Thomas Aldridge, a manager with Public Consulting Group, spoke with commissioners about the process to help decide who should get the 32 licenses for dispensaries that will be spread throughout the state. About 200 entities have submitted applications.

Having never seen one of the applications and not being sure of how the scanned applications will be organized could present some challenges, he said. But Aldridge told commissioners he was confident that each application could be scored 30 days after being delivered electronically, which the commission has said would be in about seven days.

"We'll get those applications and we will have them in a way that we can actually get them into our system and start the scoring process," Aldridge said.

PCG will make sure those judging the applications don’t have any conflicts, don’t reside in Arkansas, and have been vetted by the company’s legal compliance team, Aldridge said. He called them industry experts "who couldn’t be more qualified." He also said they would be trained so their work is consistent with what the commission is asking for of the process.

But Dr. Ronda Henry-Tillman, who is chair of the commission, said she was concerned that none of those on the grading team was a physician. She suggested a doctor trained in the conditions that marijuana can be used to treat was needed.

"I get very nervous about patient care, and to see the lack of support for the medical illnesses is just mindboggling to me, and this could be dangerous. I understand the business component of it, but not understanding the importance of what we’re doing from a medical perspective, someone could get hurt," Henry-Tillman said.

Aldridge said the company has physicans on staff who would be able to aid those scoring the applications.

Commissioner James Miller, who took part in the meeting by phone, asked Aldridge why the company had offered to do the work for such a low price.

"You guys bid right under $100,000," he said, "and the next person up was three times that amount. Can you explain why?"

"I can," Aldridge said. "Our firm has been talking about the medicinal marijuana business for a bit and trying to decide if we fit into it, to be quite frank with you. We do a lot of work for government agencies. It’s a process that a lot of government agencies are going through right now."

PCG primarily works with states and healthcare companies on Medicaid-related issues. Aldridge acknowledged this is essentially a trial for the company doing marijuana-related work.

"We certainly have no intentions of making a lot of money on this contract, I can assure you, but we tried to bid with very, very low margins so that we could get involved with a project and see if our skill set and our talents match up with what the states might look for with this particular marketplace," Aldridge said.

The commission then discussed how to notify those whose applications were rejected. That prompted two state representatives at the meeting, Vivian Flowers of Pine Bluff and Reginald Murdock of Marianna, to ask to speak during the meeting. After some back-and-forth among commissioners about whether to allow public comments, it was decided that should be done during a later meeting at a venue that could accommodate more people. The University of Arkansas Bowen School of Law or the University of Arkansas for Medical Sciences were discussed as possible locations because a large crowd is expected.

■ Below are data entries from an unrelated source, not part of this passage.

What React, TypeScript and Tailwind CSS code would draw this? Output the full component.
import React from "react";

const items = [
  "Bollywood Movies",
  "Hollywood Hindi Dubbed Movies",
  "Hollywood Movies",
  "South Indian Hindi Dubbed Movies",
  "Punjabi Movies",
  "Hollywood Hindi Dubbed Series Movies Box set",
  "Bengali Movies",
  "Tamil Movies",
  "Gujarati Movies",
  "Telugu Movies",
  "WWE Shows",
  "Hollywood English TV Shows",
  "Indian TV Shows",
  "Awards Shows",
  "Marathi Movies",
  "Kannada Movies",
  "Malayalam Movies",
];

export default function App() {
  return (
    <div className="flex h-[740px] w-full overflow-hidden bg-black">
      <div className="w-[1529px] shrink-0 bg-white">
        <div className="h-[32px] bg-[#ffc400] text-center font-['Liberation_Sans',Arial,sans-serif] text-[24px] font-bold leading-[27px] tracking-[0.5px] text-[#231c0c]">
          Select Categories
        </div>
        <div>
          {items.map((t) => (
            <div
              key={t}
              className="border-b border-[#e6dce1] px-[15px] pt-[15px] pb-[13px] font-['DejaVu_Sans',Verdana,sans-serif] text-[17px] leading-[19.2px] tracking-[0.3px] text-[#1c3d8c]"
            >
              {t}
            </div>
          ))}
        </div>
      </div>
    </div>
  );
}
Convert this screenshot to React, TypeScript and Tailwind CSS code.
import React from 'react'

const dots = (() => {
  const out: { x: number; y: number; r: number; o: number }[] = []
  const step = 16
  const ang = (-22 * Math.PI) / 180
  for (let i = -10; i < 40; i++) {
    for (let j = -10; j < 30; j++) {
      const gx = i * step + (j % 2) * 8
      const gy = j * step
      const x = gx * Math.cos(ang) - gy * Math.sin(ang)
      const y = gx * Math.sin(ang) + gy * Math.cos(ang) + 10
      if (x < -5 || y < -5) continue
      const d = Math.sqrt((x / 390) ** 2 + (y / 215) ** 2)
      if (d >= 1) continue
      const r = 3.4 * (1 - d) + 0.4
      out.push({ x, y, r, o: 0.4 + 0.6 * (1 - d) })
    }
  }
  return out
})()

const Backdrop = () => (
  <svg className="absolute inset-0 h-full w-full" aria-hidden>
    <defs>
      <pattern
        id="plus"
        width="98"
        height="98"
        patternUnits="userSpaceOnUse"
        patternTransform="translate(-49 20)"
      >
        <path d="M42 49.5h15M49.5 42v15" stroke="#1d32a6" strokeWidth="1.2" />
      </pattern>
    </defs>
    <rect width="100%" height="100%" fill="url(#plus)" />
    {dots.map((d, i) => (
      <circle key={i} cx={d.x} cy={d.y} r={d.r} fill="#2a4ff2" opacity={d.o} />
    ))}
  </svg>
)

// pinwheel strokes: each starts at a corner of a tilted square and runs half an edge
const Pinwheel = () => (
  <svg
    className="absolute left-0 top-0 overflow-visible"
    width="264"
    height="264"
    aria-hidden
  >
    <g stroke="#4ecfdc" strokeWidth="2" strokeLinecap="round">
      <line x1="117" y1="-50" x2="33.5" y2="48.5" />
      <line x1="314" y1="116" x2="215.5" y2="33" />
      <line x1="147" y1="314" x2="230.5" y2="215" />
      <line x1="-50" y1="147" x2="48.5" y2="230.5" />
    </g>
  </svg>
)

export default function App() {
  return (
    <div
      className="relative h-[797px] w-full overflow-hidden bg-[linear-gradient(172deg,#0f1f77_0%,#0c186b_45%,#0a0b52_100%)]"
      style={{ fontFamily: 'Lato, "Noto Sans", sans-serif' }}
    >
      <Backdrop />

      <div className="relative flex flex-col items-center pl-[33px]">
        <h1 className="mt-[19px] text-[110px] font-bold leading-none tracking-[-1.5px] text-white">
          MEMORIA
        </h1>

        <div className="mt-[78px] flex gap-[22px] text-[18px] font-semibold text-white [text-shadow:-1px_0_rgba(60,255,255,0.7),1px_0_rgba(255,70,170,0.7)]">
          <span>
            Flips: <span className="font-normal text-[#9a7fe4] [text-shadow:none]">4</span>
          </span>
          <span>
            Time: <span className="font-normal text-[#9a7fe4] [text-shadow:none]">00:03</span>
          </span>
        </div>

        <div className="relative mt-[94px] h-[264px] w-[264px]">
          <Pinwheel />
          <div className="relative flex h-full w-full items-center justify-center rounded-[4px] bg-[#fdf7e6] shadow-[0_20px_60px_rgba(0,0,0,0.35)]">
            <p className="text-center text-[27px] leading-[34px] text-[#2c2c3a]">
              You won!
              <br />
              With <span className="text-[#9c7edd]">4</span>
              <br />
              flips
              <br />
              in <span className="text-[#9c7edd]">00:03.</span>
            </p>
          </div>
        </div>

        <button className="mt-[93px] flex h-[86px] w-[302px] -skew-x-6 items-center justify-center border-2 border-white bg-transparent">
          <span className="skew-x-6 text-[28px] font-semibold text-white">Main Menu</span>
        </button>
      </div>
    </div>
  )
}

Henry-Tillman then suggested, "we not do any other action until we’ve heard the public comment. I think it’s the right thing to do. It’s not going to change anything and we’re going to review the information."

The commission did not discuss a secretly recorded video that recently became public. It was made by an unsuccessful applicant for a cultivation license as he was meeting with Commissioner Carlos Roman who was absent from Tuesday’s meeting. Roman has accused Ken Shollmier of trying to bribe and extort him. The matter is now the subject of a federal corruption investigation.